▶ [TO BE DONE]: Set out every line bearing the string "full".

►

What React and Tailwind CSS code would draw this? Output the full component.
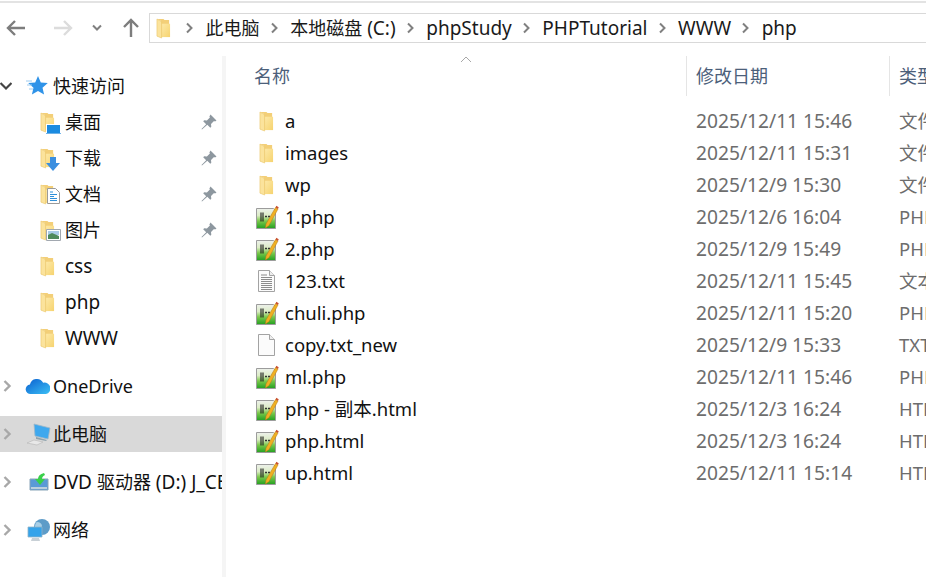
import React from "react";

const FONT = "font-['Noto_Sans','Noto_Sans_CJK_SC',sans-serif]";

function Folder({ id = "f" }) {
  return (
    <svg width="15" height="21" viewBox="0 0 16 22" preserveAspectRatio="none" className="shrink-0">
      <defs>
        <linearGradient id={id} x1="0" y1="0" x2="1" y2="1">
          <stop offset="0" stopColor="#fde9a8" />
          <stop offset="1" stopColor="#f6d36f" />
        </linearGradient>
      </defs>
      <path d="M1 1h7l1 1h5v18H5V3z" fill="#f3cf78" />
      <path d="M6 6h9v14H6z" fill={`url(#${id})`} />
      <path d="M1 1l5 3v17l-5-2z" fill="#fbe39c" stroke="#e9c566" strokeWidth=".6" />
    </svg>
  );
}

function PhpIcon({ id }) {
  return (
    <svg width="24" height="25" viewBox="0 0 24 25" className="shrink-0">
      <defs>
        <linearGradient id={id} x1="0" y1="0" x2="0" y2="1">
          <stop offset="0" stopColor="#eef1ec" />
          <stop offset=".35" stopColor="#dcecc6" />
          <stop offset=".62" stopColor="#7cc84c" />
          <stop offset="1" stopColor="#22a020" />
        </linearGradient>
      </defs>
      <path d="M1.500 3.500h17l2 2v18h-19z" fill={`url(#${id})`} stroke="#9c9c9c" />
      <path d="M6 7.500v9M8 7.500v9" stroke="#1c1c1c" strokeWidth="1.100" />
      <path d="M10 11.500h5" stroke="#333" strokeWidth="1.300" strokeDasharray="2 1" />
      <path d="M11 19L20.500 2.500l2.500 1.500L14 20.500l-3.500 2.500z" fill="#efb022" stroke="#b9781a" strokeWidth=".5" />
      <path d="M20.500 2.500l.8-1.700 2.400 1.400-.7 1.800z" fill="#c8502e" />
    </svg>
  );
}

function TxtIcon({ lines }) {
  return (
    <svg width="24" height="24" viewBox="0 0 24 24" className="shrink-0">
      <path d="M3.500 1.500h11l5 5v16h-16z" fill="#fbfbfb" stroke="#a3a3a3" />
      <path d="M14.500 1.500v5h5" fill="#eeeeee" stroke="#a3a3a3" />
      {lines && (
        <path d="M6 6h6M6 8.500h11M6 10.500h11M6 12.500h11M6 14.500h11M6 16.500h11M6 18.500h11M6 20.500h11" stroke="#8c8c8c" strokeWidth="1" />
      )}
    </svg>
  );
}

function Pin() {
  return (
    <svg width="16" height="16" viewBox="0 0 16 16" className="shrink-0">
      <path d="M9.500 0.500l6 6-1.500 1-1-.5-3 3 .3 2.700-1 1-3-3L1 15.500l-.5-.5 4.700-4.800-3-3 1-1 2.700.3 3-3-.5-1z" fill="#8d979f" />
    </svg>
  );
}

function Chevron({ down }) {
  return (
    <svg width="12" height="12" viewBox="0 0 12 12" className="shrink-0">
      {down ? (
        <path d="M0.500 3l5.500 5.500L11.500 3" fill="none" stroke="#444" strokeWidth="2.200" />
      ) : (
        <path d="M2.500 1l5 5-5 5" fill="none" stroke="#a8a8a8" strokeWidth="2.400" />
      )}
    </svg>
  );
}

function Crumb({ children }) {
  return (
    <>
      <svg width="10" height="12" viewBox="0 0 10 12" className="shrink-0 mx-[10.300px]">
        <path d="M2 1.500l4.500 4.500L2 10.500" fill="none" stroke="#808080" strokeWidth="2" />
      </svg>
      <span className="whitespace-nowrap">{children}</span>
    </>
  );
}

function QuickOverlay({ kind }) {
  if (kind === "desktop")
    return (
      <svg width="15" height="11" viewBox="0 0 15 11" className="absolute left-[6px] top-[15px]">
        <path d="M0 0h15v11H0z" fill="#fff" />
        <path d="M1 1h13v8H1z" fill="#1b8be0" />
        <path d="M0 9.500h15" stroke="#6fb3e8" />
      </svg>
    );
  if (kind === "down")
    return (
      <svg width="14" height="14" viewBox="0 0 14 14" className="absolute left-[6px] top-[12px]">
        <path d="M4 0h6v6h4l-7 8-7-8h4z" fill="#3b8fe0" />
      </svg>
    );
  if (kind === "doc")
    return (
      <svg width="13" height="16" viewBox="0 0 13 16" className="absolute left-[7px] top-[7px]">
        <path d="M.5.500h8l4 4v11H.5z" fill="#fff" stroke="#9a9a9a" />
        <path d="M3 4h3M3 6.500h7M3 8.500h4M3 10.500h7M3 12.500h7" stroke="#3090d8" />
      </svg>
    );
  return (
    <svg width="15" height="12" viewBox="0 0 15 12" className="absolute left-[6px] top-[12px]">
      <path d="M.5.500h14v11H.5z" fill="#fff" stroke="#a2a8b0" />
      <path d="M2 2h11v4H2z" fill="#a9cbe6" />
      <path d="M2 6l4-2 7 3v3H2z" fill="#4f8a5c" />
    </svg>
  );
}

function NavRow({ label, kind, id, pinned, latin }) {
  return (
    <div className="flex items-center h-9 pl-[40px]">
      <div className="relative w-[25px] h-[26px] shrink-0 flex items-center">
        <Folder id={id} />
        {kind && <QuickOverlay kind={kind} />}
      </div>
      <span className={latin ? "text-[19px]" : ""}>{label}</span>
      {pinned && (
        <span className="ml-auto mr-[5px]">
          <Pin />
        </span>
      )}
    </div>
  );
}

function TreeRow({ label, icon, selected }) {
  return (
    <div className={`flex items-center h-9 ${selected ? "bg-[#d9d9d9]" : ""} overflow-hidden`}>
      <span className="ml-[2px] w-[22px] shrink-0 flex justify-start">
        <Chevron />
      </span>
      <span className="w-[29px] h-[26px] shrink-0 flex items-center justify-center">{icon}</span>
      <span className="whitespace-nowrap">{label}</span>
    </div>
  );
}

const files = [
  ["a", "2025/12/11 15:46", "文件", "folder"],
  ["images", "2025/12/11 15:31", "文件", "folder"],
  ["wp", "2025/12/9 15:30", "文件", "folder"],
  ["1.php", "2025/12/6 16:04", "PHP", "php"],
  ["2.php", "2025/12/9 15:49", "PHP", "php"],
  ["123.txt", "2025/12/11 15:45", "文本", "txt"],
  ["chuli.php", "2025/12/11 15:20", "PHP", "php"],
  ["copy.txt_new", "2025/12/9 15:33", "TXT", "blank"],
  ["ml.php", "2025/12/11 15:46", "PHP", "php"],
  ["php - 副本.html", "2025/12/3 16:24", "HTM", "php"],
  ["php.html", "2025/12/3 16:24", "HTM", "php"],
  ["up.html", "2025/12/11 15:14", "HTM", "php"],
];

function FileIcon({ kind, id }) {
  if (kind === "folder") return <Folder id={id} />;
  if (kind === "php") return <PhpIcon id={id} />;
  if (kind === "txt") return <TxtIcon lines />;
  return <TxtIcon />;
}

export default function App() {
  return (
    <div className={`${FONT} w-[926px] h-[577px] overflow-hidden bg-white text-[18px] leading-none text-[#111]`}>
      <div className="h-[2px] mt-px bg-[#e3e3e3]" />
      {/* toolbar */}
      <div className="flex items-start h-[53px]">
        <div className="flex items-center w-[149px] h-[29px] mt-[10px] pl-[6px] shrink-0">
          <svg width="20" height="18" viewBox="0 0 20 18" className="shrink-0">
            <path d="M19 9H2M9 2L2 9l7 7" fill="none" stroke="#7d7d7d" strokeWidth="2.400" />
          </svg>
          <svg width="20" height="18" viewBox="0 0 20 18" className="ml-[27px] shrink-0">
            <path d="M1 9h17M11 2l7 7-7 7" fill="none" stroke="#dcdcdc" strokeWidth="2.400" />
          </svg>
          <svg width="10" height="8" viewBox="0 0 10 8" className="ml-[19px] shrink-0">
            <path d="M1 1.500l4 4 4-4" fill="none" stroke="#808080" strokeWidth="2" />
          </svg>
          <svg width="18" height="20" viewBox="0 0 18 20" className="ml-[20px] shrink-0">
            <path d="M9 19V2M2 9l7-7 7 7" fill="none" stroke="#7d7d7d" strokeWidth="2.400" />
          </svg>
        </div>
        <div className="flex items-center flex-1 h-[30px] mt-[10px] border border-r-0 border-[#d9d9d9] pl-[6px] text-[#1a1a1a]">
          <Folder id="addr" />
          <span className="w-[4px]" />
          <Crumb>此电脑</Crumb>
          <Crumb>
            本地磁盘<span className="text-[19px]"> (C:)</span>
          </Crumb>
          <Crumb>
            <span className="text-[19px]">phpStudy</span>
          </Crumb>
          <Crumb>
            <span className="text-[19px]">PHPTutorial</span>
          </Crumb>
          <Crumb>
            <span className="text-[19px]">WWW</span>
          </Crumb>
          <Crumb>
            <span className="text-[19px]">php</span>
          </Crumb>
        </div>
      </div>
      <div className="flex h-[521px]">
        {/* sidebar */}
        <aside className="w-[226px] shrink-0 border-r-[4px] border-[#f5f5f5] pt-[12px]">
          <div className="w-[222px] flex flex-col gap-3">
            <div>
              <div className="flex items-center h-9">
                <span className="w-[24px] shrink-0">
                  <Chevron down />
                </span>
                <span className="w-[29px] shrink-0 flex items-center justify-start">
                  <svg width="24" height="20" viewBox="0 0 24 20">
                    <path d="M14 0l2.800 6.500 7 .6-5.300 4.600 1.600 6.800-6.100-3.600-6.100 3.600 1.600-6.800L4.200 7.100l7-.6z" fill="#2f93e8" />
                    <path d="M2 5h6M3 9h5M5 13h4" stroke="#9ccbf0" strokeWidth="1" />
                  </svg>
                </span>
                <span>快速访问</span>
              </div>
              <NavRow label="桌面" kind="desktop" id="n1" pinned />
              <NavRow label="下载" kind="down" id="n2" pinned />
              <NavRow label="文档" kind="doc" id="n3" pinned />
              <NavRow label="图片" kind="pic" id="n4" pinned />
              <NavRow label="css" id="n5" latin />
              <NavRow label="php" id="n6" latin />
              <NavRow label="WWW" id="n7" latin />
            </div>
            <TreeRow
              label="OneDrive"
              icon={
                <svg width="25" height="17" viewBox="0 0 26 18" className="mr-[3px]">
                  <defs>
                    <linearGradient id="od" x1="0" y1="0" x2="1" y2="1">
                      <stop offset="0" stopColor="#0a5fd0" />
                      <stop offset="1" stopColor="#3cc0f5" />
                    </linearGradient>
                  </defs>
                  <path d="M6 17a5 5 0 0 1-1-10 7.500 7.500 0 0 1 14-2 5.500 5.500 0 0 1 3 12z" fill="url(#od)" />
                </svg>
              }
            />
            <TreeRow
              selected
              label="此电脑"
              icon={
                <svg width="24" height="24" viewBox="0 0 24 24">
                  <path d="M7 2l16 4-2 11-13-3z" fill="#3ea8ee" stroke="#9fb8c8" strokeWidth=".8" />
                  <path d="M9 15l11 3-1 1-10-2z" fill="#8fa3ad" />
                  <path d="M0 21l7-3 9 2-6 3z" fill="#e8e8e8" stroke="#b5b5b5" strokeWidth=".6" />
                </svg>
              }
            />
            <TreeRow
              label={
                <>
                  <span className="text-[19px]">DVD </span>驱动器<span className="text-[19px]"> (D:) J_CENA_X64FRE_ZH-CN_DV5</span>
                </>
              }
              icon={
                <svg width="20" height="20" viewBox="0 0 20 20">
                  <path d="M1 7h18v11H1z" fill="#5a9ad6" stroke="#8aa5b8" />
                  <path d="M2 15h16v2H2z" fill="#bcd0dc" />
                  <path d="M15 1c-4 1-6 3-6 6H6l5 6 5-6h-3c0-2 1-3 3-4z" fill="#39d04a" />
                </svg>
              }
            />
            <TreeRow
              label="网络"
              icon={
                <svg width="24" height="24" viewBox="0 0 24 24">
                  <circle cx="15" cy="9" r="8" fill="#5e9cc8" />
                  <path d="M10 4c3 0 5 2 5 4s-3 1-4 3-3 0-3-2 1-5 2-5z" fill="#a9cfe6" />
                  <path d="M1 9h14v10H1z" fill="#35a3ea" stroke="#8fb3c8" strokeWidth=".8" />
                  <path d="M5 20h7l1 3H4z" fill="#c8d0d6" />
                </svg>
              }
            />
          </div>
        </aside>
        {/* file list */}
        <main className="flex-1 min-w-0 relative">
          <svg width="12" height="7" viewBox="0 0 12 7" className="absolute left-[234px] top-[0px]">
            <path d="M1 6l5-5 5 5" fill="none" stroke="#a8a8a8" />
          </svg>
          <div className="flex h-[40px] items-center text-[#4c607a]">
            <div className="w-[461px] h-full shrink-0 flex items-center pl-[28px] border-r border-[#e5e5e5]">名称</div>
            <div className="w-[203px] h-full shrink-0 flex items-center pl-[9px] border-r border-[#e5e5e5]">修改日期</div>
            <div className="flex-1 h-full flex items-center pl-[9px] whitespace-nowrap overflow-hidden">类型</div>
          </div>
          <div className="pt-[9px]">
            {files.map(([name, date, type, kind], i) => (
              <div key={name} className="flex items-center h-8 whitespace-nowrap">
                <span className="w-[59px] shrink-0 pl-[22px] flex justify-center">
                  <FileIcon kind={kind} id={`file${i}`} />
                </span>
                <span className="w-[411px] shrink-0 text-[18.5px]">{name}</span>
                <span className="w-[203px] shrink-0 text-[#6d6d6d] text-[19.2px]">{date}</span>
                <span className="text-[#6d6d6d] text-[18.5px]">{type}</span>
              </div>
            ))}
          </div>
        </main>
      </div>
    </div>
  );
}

◄

▶ [SOLUTION BELOW]:
What React and Tailwind CSS code would draw this? Output the full component.
            <div className="w-[461px] h-full shrink-0 flex items-center pl-[28px] border-r border-[#e5e5e5]">名称</div>
            <div className="w-[203px] h-full shrink-0 flex items-center pl-[9px] border-r border-[#e5e5e5]">修改日期</div>
            <div className="flex-1 h-full flex items-center pl-[9px] whitespace-nowrap overflow-hidden">类型</div>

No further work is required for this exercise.